After a Stratford hiatus, Cynthia Dale is back; a new and improved Cynthia Dale. The voice is mellower and the acting skills expanded and honed. Her Dorothy Brock is an arrogant hard hitting bitch who still retains her vocal & lyric-memorizing talents. But like a sabra-fruit, we see a sensitive and caring interior beneath the harsh surface. There are three men in her life; Steve Ross is the sugar Daddy; C. David Johnson plays her ex-agent and true love; and Sean Arbuckle is the play’s producer forced to work with her against his every instinct. There are three Cynthia’s as Dorothy interacts with each of her men. She’s amazing in each iteration, but she also has another persona: – her antipathetic & resentful bitch towards the young but talented ingénue ‘Peggy’.

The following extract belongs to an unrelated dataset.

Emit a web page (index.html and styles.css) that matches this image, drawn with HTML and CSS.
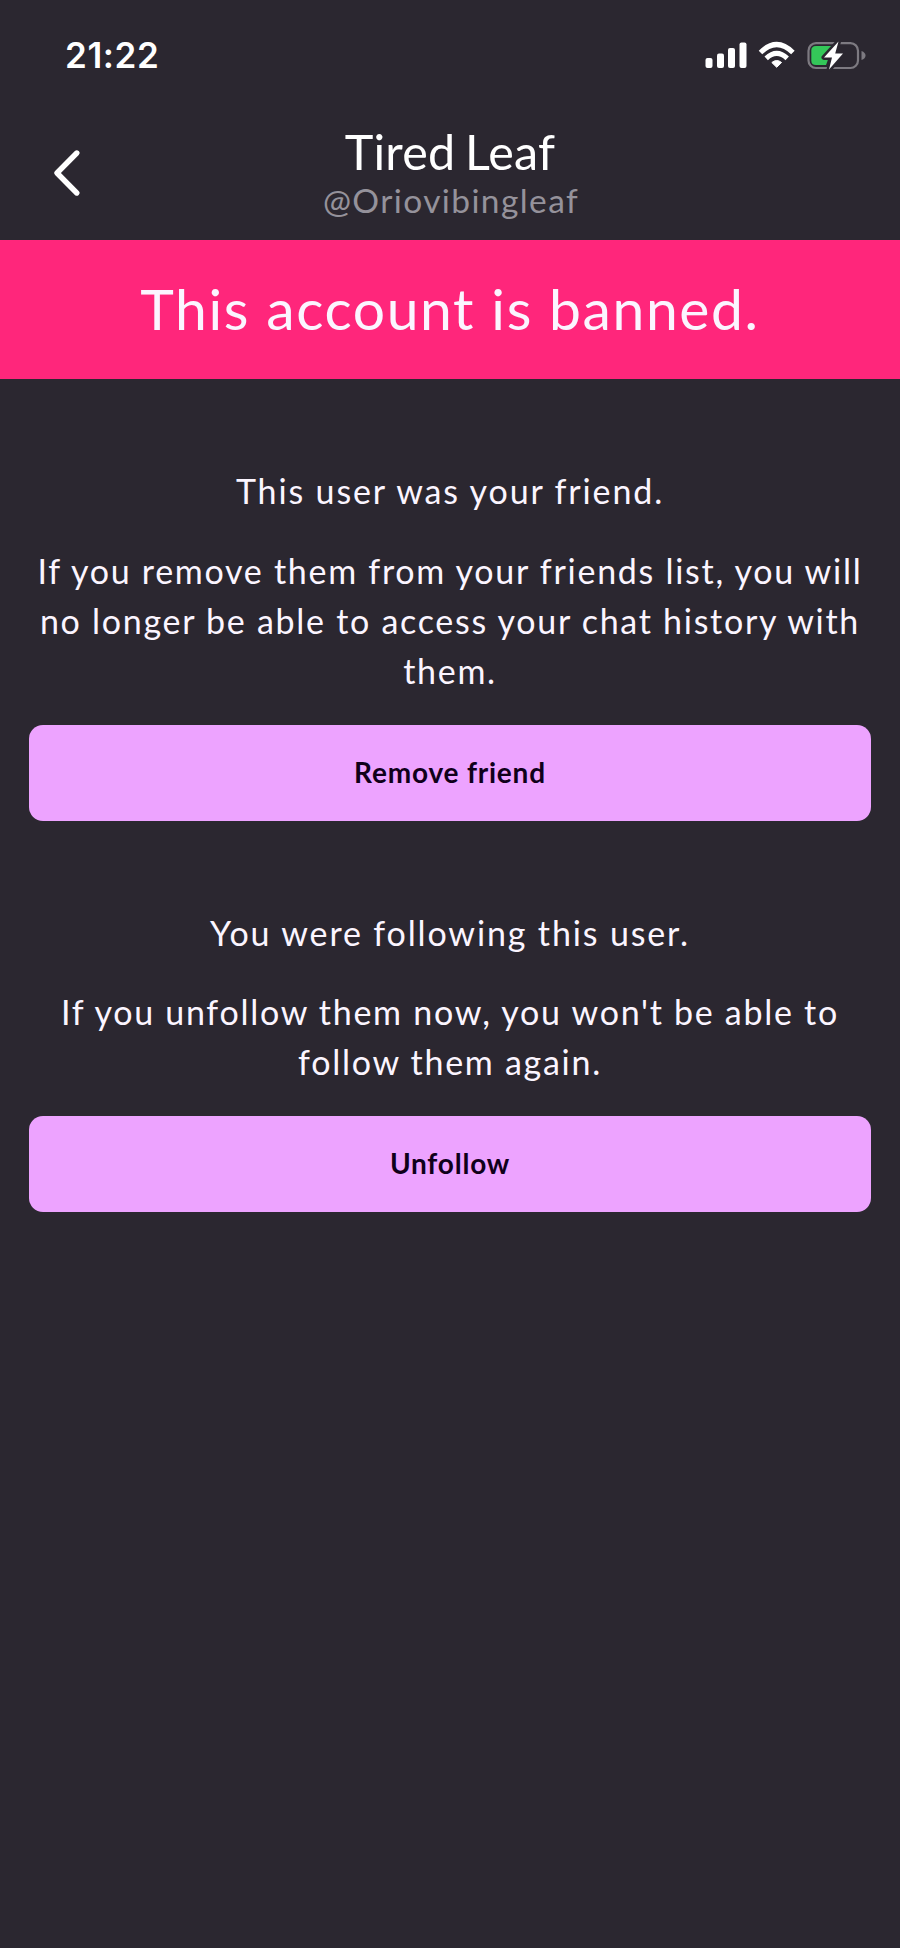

Four years ago, we saw Jennifer Shaw (now Rider-Shaw) in a Sheridan performance of ‘A new brain’. At that time I foretold a successful thespian career with the following:-
“Rhoda, a friend-without-benefits to Schwinn. Her role decidedly stands out because of Jennifer Shaw’s dynamism. She obviously holds nothing back: – physically or vocally. Her face is definitively expressive; every emotion is fully projected to the audience.”
The same holds true with her performance as Peggy Sawyer. Naturally, as a Sheridan graduate she’s a triple threat. She can dance up a storm; sing as well as Dale herself, and her acting has – if –anything- even improved. There is one scene near the end of Act II where Dale arrives en-wheel chaired for what I assumed would be the usual hair-pulling session. Instead we see cross-generational bonding; advice then a duet that is so warm & emotional I had to restrain the urge to bolt onstage and give both heroines a deserved & appreciative hug.
This particular passage is a directorial gem. Gary Griffin whose opening scene is faultless and mood setting, achieves a new height with the subtlety of the above moment. Peggy sits as far away from Dorothy as the chaise permits. As the relationship progresses, she moves closer until the two almost touch. Their vocal amalgamation and what it symbolizes is theatre in its purest form.
The choreographic chorus numbers, especially the “Lullaby of Broadway” hit must have the late Busby Berkeley ‘kvelling’. Act II’s title song is as descriptively impressive as the “Gotta Dance” bit in ‘Singing in the Rain”. Dale introduces her “I know now” aria a cappella and is a personal career highlight…the audience response was tumultuous. Another show-stopper moment is the ‘Lullaby of Broadway’ rendering. Personal note explaining the wet eyes… My Red Cross Rescue team-members & I sang this every morning during our deployment. Our Ground Zero base was located at 50 Broadway!
Reviewers often say this is a ‘must-see’. 42nd STREET is also a ‘don’t dare miss’!!!!